**Set task**.
Identify every line in the records below that contains the word "Tailwind", and reproduce each one.

**Supplied data**.
━━━

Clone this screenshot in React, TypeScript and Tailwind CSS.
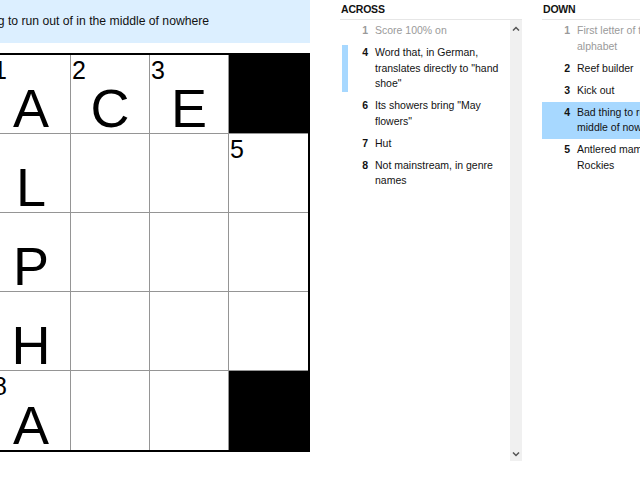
import React from 'react';

type Cell = { letter?: string; num?: string; black?: boolean };

const rows: Cell[][] = [
  [{ letter: 'A', num: '1' }, { letter: 'C', num: '2' }, { letter: 'E', num: '3' }, { black: true }],
  [{ letter: 'L' }, {}, {}, { num: '5' }],
  [{ letter: 'P' }, {}, {}, {}],
  [{ letter: 'H' }, {}, {}, {}],
  [{ letter: 'A', num: '8' }, {}, {}, { black: true }],
];

type Clue = { n: string; text: string; done?: boolean; related?: boolean; active?: boolean };

const across: Clue[] = [
  { n: '1', text: 'Score 100% on', done: true },
  { n: '4', text: 'Word that, in German, translates directly to "hand shoe"', related: true },
  { n: '6', text: 'Its showers bring "May flowers"' },
  { n: '7', text: 'Hut' },
  { n: '8', text: 'Not mainstream, in genre names' },
];

const down: Clue[] = [
  { n: '1', text: 'First letter of the Greek alphabet', done: true },
  { n: '2', text: 'Reef builder' },
  { n: '3', text: 'Kick out' },
  { n: '4', text: 'Bad thing to run out of in the middle of nowhere', active: true },
  { n: '5', text: 'Antlered mammal of the Rockies' },
];

function Chevron({ up }: { up?: boolean }) {
  return (
    <svg width="8" height="5" viewBox="0 0 8 5" fill="none" stroke="#555" strokeWidth="1.5">
      {up ? <polyline points="1,4.5 4,1.5 7,4.5" /> : <polyline points="1,0.5 4,3.5 7,0.5" />}
    </svg>
  );
}

function ClueRow({ c, textW }: { c: Clue; textW: string }) {
  return (
    <li className={`flex py-[3.25px] leading-[15.5px] ${c.active ? 'bg-[#a7d8ff]' : ''} ${c.done ? 'text-[#9a9a9a]' : 'text-[#121212]'}`}>
      <div className={`ml-[2px] w-[6px] shrink-0 ${c.related ? 'bg-[#a7d8ff]' : ''}`} />
      <div className="w-[20px] shrink-0 text-right font-bold">{c.n}</div>
      <div className={`ml-[7px] shrink-0 ${textW}`}>{c.text}</div>
    </li>
  );
}

export default function App() {
  return (
    <div className="flex h-[480px] w-[640px] overflow-hidden bg-white font-['Liberation_Sans',Arial,sans-serif] text-black">
      {/* puzzle side: clue bar runs wider than the grid, both cut at the left edge */}
      <div className="-ml-[57px] w-[367px] shrink-0">
        <div className="flex h-[43px] items-center bg-[#dcefff] pl-[10px] text-[12.2px] text-[#121212]">
          Bad thing to run out of in the middle of nowhere
        </div>
        <div className="ml-[47px] mt-[10px] grid w-[320px] grid-cols-4 border-2 border-black">
          {rows.map((r, ri) =>
            r.map((c, ci) => (
              <div
                key={`${ri}-${ci}`}
                className={`relative flex h-[79px] items-end justify-center ${ci < 3 ? 'border-r border-[#959595]' : ''} ${ri < 4 ? 'border-b border-[#959595]' : ''} ${c.black ? 'bg-black' : 'bg-white'}`}
              >
                {c.num && (
                  <span className="absolute left-[1px] top-[3px] text-[25px] leading-none">{c.num}</span>
                )}
                {c.letter && <span className="text-[54px] leading-[49px]">{c.letter}</span>}
              </div>
            ))
          )}
        </div>
      </div>

      {/* across */}
      <div className="ml-[30px] w-[182px] shrink-0">
        <div className="flex h-[19px] items-center pl-[1px] text-[10.5px] font-bold tracking-[-0.2px] text-[#121212]">
          ACROSS
        </div>
        <div className="flex h-[442px] border-t border-[#e6e6e6]">
          <ul className="w-[170px] text-[10.5px]">
            {across.map((c) => (
              <ClueRow key={c.n} c={c} textW="w-[132px]" />
            ))}
          </ul>
          <div className="flex w-[12px] flex-col items-center justify-between bg-[#f0f0f0] pb-[4px] pt-[6px]">
            <Chevron up />
            <Chevron />
          </div>
        </div>
      </div>

      {/* down */}
      <div className="ml-[20px] w-[220px] shrink-0">
        <div className="flex h-[19px] items-center pl-[1px] text-[10.5px] font-bold tracking-[-0.2px] text-[#121212]">
          DOWN
        </div>
        <ul className="border-t border-[#e6e6e6] text-[10.5px]">
          {down.map((c) => (
            <ClueRow key={c.n} c={c} textW="w-[140px]" />
          ))}
        </ul>
      </div>
    </div>
  );
}
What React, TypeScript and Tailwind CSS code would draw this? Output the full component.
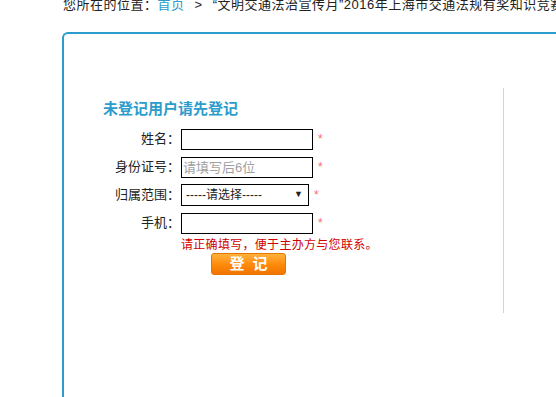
import React from "react"

const font = { fontFamily: '"Liberation Sans", "Noto Sans CJK SC", sans-serif' }

export default function App() {
  return (
    <div className="w-[556px] h-[397px] overflow-hidden bg-white text-[#222]" style={font}>
      {/* 面包屑 */}
      <div className="-mt-[2px] pl-[63px] h-[16px] leading-[14px] text-[13px] tracking-[0.5px] whitespace-nowrap">
        您所在的位置：<span className="text-[#2b9ccb]">首页</span>
        <span className="mx-[10px]">&gt;</span>
        “文明交通法治宣传月”2016年上海市交通法规有奖知识竞赛
      </div>

      {/* 主框 */}
      <div className="mt-[18px] ml-[62px] w-[620px] h-[420px] border-2 border-r-0 border-b-0 border-[#2b9ccb] rounded-tl-[6px] pt-[54px]">
        <div className="w-[440px] h-[225px] border-r border-[#d4d4d4] pl-[39px] pt-[11px]">
          <div className="h-[20px] leading-[20px] text-[15px] font-bold text-[#2b9ccb]">
            未登记用户请先登记
          </div>

          <div className="mt-[9px] flex flex-col gap-[6px] text-[13px]">
            <div className="flex items-center h-[22px]">
              <label className="w-[77px] -mr-[3px] text-right">姓名：</label>
              <input className="ml-[4px] w-[132px] h-[21px] border border-black outline-none px-[2px] text-[13px]" />
              <span className="ml-[5px] text-[#ff6a6a] text-[12px]">*</span>
            </div>
            <div className="flex items-center h-[22px]">
              <label className="w-[77px] -mr-[3px] text-right">身份证号：</label>
              <input
                placeholder="请填写后6位"
                className="ml-[4px] w-[132px] h-[21px] border border-black outline-none px-[1px] text-[13px] placeholder:text-[#a0a0a0]"
              />
              <span className="ml-[5px] text-[#ff6a6a] text-[12px]">*</span>
            </div>
            <div className="flex items-center h-[22px]">
              <label className="w-[77px] -mr-[3px] text-right">归属范围：</label>
              <div className="relative ml-[4px]">
                <select className="appearance-none w-[128px] h-[22px] border border-black bg-white rounded-none pl-[4px] text-[12px] outline-none">
                  <option>-----请选择-----</option>
                </select>
                <span className="absolute right-[6px] top-[4px] text-[9px] pointer-events-none">▼</span>
              </div>
              <span className="ml-[5px] text-[#ff6a6a] text-[12px]">*</span>
            </div>
            <div className="flex items-center h-[22px]">
              <label className="w-[77px] -mr-[3px] text-right">手机：</label>
              <input className="ml-[4px] w-[132px] h-[21px] border border-black outline-none px-[2px] text-[13px]" />
              <span className="ml-[5px] text-[#ff6a6a] text-[12px]">*</span>
            </div>
          </div>

          <div className="mt-[4px] ml-[78px] h-[14px] leading-[14px] text-[12px] tracking-[0.3px] text-[#d00000]">
            请正确填写，便于主办方与您联系。
          </div>

          <button className="ml-[108px] w-[75px] h-[22px] rounded-[3px] border border-[#e87400] bg-gradient-to-b from-[#ffb23a] via-[#ff8c0a] to-[#f07400] text-white font-bold text-[15px] leading-[20px] tracking-[8px] pl-[8px]">
            登记
          </button>
        </div>
      </div>
    </div>
  )
}
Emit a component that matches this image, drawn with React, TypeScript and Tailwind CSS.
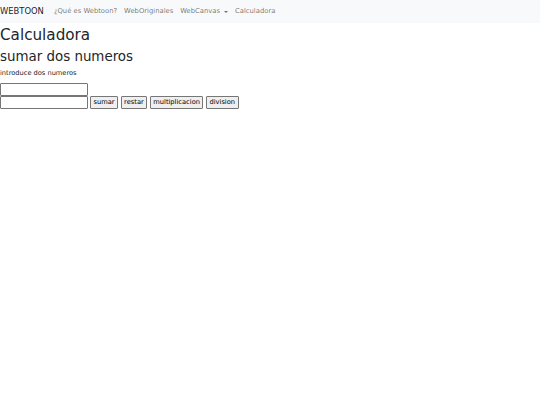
const links = ['¿Qué es Webtoon?', 'WebOriginales'];

function Btn({ label }: { label: string }) {
  return (
    <button className="h-[13px] px-[2.5px] border border-[#767676] bg-[#efefef] text-[6.7px] leading-none text-black rounded-[1px]">
      {label}
    </button>
  );
}

export default function App() {
  return (
    <div className="min-h-[405px] bg-white text-[#212529] font-['DejaVu_Sans',sans-serif]">
      <nav className="h-[23px] bg-[#f8f9fa] flex items-center">
        <span className="text-[8.4px] text-black/90 mr-[10px]">WEBTOON</span>
        <div className="flex items-center gap-[7px] text-[6.8px] text-black/55">
          {links.map((l) => (
            <span key={l}>{l}</span>
          ))}
          <span className="flex items-center">
            WebCanvas
            <span className="ml-[4px] inline-block border-t-[2.5px] border-t-current border-x-[2.5px] border-x-transparent" />
          </span>
          <span>Calculadora</span>
        </div>
      </nav>
      <h1 className="text-[15.2px] leading-[18px] font-normal mt-[3px]">Calculadora</h1>
      <h2 className="text-[13.4px] leading-[16px] font-normal mt-[5px]">sumar dos numeros</h2>
      <p className="text-[6.65px] leading-[10px] mt-[3px]">introduce dos numeros</p>
      <div className="mt-[5px] flex flex-col">
        <input className="w-[88px] h-[13px] border border-[#767676] rounded-[1px]" />
        <div className="flex items-end gap-[2.5px]">
          <input className="w-[88px] h-[13px] border border-[#767676] rounded-[1px] mr-[-0.5px]" />
          <Btn label="sumar" />
          <Btn label="restar" />
          <Btn label="multiplicacion" />
          <Btn label="division" />
        </div>
      </div>
    </div>
  );
}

━━━

**Answer to the task**.
Clone this screenshot in React, TypeScript and Tailwind CSS.
What React, TypeScript and Tailwind CSS code would draw this? Output the full component.
Emit a component that matches this image, drawn with React, TypeScript and Tailwind CSS.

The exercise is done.